MM – I love the look and designs in all three of the new Star Wars films. I haven’t had anyone disagree with me yet when I say those are some of the coolest art-of books to come out yet. All the creature designs for Star Wars have always had a mythological-type culture behind them, which I think makes the films stand out from any other sci-fi movie. When Iain was working on Clone Wars, I was lucky enough to join the Art Department for “bring you daughter to work day”. I remember grabbing a sheet of paper and pencils and pretending to be a concept artist drawing among them. It probably looked silly to everyone else, but it was so exciting for me.
Lightsabre – Iain, as CGI has replaced optical work, and the artists palette has broadened exponentially, film makers now have no limitations on their imagination. Do you feel this is a totally good thing, or do restrictions and compromises sometimes engender more original ideas, such as Roddenberry designing the Transporter Beam due to budgetary restrictions, or the sparse use of Bruce in Jaws and Ridley Scot’s Alien?
IM – Nah, bring it on. The impurity in the oyster shell potential of CGI is indulgence and laziness. That’s still a restriction, something you have to fight against. It can still produce pearls, like Toy Story, just as the restrictions that produced Alien can also produce non-pearls, like Anaconda.
Lightsabre – Mishi, you wrote, directed, edited and starred in Point Blank, a short film about a game of Russian Roulette. Will there be more projects to follow?
MM – Oh, you found that film? Ha ha! Point Blank was made during my course at New York Film Academy. Since then, directing has become one of my passions, so yes, there will be many more following.
Lightsabre – What lies ahead for you both in the future?

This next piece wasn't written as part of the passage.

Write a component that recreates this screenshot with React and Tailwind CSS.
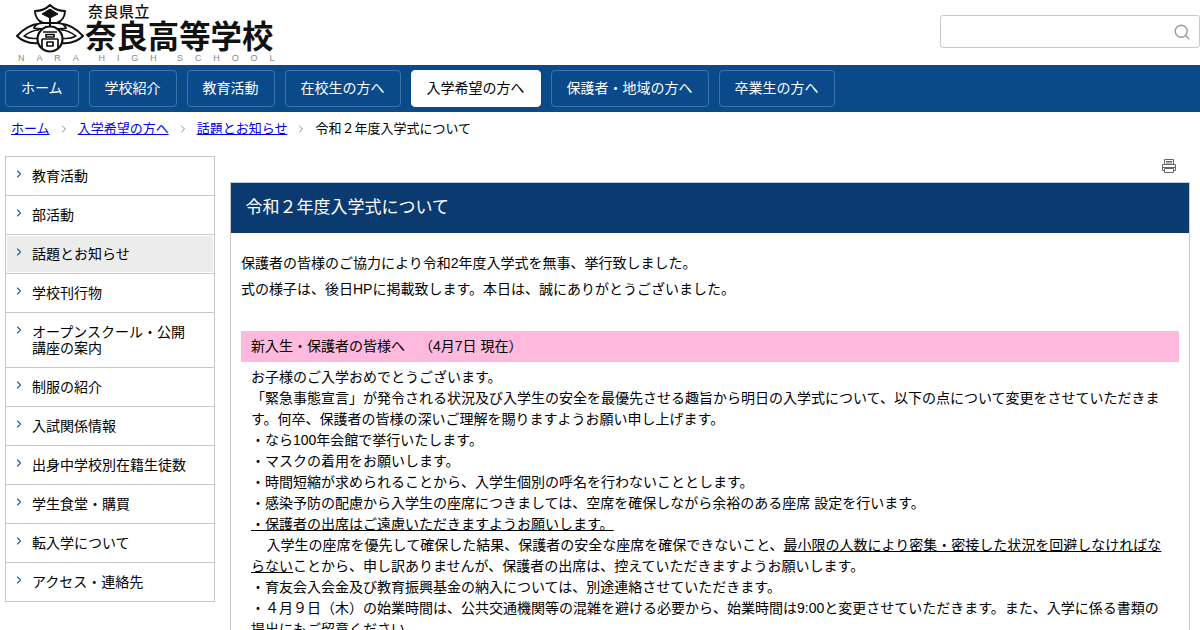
import { ChevronRight, Search } from 'lucide-react'

const NAV = [
  { label: 'ホーム' },
  { label: '学校紹介' },
  { label: '教育活動' },
  { label: '在校生の方へ' },
  { label: '入学希望の方へ', active: true },
  { label: '保護者・地域の方へ' },
  { label: '卒業生の方へ' },
]

const SIDE = [
  { label: '教育活動' },
  { label: '部活動' },
  { label: '話題とお知らせ', active: true },
  { label: '学校刊行物' },
  { label: 'オープンスクール・公開講座の案内' },
  { label: '制服の紹介' },
  { label: '入試関係情報' },
  { label: '出身中学校別在籍生徒数' },
  { label: '学生食堂・購買' },
  { label: '転入学について' },
  { label: 'アクセス・連絡先' },
]

function Emblem() {
  return (
    <svg width="70" height="50" viewBox="0 0 70 50" fill="none" stroke="#111" strokeWidth="2" strokeLinejoin="round">
      {/* side wings */}
      <path d="M24 21 C17 21 8 26 2 33 C7 38 14 41 24 40 M46 21 C53 21 62 26 68 33 C63 38 56 41 46 40" fill="#fff" />
      <path d="M24 27 C18 27 13 30 9 33 C14 36 19 36 24 35 M46 27 C52 27 57 30 61 33 C56 36 51 36 46 35" strokeWidth="1.5" />
      {/* upper leaves */}
      <path d="M35 2 C31 6 25 8 20 8 C20 13 23 18 28 20 C24 20 20 22 19 25 C25 27 30 26 35 25 C40 26 45 27 51 25 C50 22 46 20 42 20 C47 18 50 13 50 8 C45 8 39 6 35 2 Z" fill="#fff" />
      <path d="M27 11 L35 6 L43 11 L35 15 Z" fill="#111" strokeWidth="1" />
      <path d="M27 20 H43 M35 15 V25 M30 24 H40" strokeWidth="2" />
      {/* center circle with the school mark */}
      <circle cx="35" cy="36" r="12.5" fill="#fff" strokeWidth="2.2" />
      <path d="M28 29 H42 M31 31.5 H39 V34 H31 Z M27 36 V45 M43 36 V45 M27 36 H43 M32 39 H38 V43 H32 Z" strokeWidth="1.7" />
    </svg>
  )
}

function PrintIcon() {
  return (
    <svg width="14" height="14" viewBox="0 0 14 14" fill="none" stroke="#666" strokeWidth="1">
      <path d="M2.5 5.5 V0.5 H11.5 V5.5 M4 2.5 H10 M4 4 H10" />
      <path d="M2.5 11.5 H0.5 V5.5 H13.5 V11.5 H11.5" />
      <path d="M0.5 8.5 H13.5" />
      <path d="M2.5 9.5 H11.5 V13.5 H2.5 Z" />
    </svg>
  )
}

export default function App() {
  return (
    <div className="h-[630px] w-[1200px] overflow-hidden bg-white text-[14px] text-black [text-spacing-trim:space-all] [font-family:'Liberation_Sans','Noto_Sans_CJK_JP',sans-serif]">
      <header className="flex h-[65px] items-start justify-between">
        <div className="relative ml-[15px] flex h-[65px] w-[270px]">
          <div className="mt-[3px]"><Emblem /></div>
          <div className="flex flex-col text-[#111]">
            <span className="mt-[3px] ml-[3px] text-[15px] leading-[18px] font-medium tracking-[0.5px]">奈良県立</span>
            <span className="mt-[1px] text-[31.4px] leading-[32px] font-bold whitespace-nowrap">奈良高等学校</span>
          </div>
          <div className="absolute top-[53px] left-[3px] text-[9px] leading-[10px] tracking-[11.9px] whitespace-pre text-[#888] [word-spacing:-6px]">NARA HIGH SCHOOL</div>
        </div>
        <div className="mt-[15px] flex h-[33px] w-[260px] items-center justify-end rounded-[3px] border border-[#c8c8c8] pr-[8px]">
          <Search size={18} strokeWidth={1.8} className="text-[#999]" />
        </div>
      </header>

      <nav className="flex h-[47px] items-center gap-[10px] bg-[#0a4a8a] px-[5px]">
        {NAV.map((item) => (
          <a
            key={item.label}
            className={
              item.active
                ? 'flex h-[37px] items-center rounded-[4px] border border-white bg-white px-[15px] text-black'
                : 'flex h-[37px] items-center rounded-[4px] border border-[#3b74ad] px-[15px] text-white'
            }
          >
            {item.label}
          </a>
        ))}
      </nav>

      <div className="flex h-[34px] items-center pl-[11px] text-[13px]">
        <a className="text-[#0000ee] underline">ホーム</a>
        <ChevronRight size={12} className="mx-[8px] text-[#888]" />
        <a className="text-[#0000ee] underline">入学希望の方へ</a>
        <ChevronRight size={12} className="mx-[8px] text-[#888]" />
        <a className="text-[#0000ee] underline">話題とお知らせ</a>
        <ChevronRight size={12} className="mx-[8px] text-[#888]" />
        <span>令和２年度入学式について</span>
      </div>

      <div className="mt-[10px] flex items-start pl-[5px]">
        <aside className="w-[210px] border border-b-0 border-[#c8c8c8]">
          {SIDE.map((item) => (
            <div key={item.label} className="border-b border-[#c8c8c8] p-px">
              <div className={'flex py-[10px] pr-[20px] pl-[6px] leading-[16px] ' + (item.active ? 'bg-[#ececec]' : 'bg-white')}>
                <ChevronRight size={12} strokeWidth={2.2} className="mr-[7px] shrink-0 text-[#1d5c9c]" />
                <span>{item.label}</span>
              </div>
            </div>
          ))}
        </aside>

        <main className="ml-[15px] w-[960px]">
          <div className="mb-[6px] flex h-[20px] items-center justify-end pr-[14px]"><PrintIcon /></div>
          <div className="border border-b-0 border-[#c8c8c8] border-t-[#b9cfe0]">
            <h1 className="flex h-[50px] items-center bg-[#0a3a70] pl-[14.5px] text-[17px] text-white">令和２年度入学式について</h1>
            <div className="px-[10px] pt-[17px]">
              <p className="leading-[26px]">保護者の皆様のご協力により令和2年度入学式を無事、挙行致しました。</p>
              <p className="leading-[26px]">式の様子は、後日HPに掲載致します。本日は、誠にありがとうございました。</p>
              <h2 className="mt-[29px] flex h-[31px] items-center bg-[#ffb9dc] pl-[10px]">新入生・保護者の皆様へ　（4月7日 現在）</h2>
              <div className="mt-[5px] pr-[8px] pl-[10px] leading-[21px]">
                <p>お子様のご入学おめでとうございます。</p>
                <p>「緊急事態宣言」が発令される状況及び入学生の安全を最優先させる趣旨から明日の入学式について、以下の点について変更をさせていただきます。何卒、保護者の皆様の深いご理解を賜りますようお願い申し上げます。</p>
                <p>・なら100年会館で挙行いたします。</p>
                <p>・マスクの着用をお願いします。</p>
                <p>・時間短縮が求められることから、入学生個別の呼名を行わないこととします。</p>
                <p>・感染予防の配慮から入学生の座席につきましては、空席を確保しながら余裕のある座席 設定を行います。</p>
                <p><u>・保護者の出席はご遠慮いただきますようお願いします。</u></p>
                <p>{'\u00a0\u00a0\u00a0\u00a0'}入学生の座席を優先して確保した結果、保護者の安全な座席を確保できないこと、<u>最小限の人数により密集・密接した状況を回避しなければならない</u>ことから、申し訳ありませんが、保護者の出席は、控えていただきますようお願いします。</p>
                <p>・育友会入会金及び教育振興基金の納入については、別途連絡させていただきます。</p>
                <p>・４月９日（木）の始業時間は、公共交通機関等の混雑を避ける必要から、始業時間は9:00と変更させていただきます。また、入学に係る書類の提出にもご留意ください。</p>
              </div>
            </div>
          </div>
        </main>
      </div>
    </div>
  )
}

MM – It seems the future for a freelance artist is always a mystery, but there will definitely be many more paintings and films.
IM – I get a lot of requests to put out a book of my artwork. I’ve been so focused on writing screenplays and big fat novels that I’ve been ignoring them, but I’m starting to feel guilty about it. As a compromise, I’m toying with the idea of a graphic novel. So either a graphic novel or an ‘Art of Iain McCaig’ book or both, for all those fans who wouldn’t let me let it go.
I’m also hoping my two front-runner film projects will take flight soon. If they do, you’ll be the first to know.
Lightsabre – A quick question about Lightsabre site. Any comments?
MM – To be honest, this is the first time I’ve been on the site, but I really like it, Stories and art…you can’t get better than that, Oh yeah, and nice photo Mark!
IM – Any site aware and thoughtful enough to headline the passing of the great Tim Hildebrandt is a site to remember, in my books.
Lightsabre – It’s been a great interview, and thanks for being our guests. Just one final question. The Guardian Angel from Point Blank, Hikaru Sulu and John Carter are secretly entered into a clog dancing competition. None of them have any particular skills at clog dancing, but the winner wins a lifetimes supply of Romulan Ale. Who wins the clog-off?
MM – Well, if Romulan Ale was on the line, I can tell you the Guardian Angel would be Clogging the other contestants. No pun intended. Cheers!
IM – Hmm…illogical…I like it.
This interview was originally posted on lightsabre.co.uk on 2nd July 2006.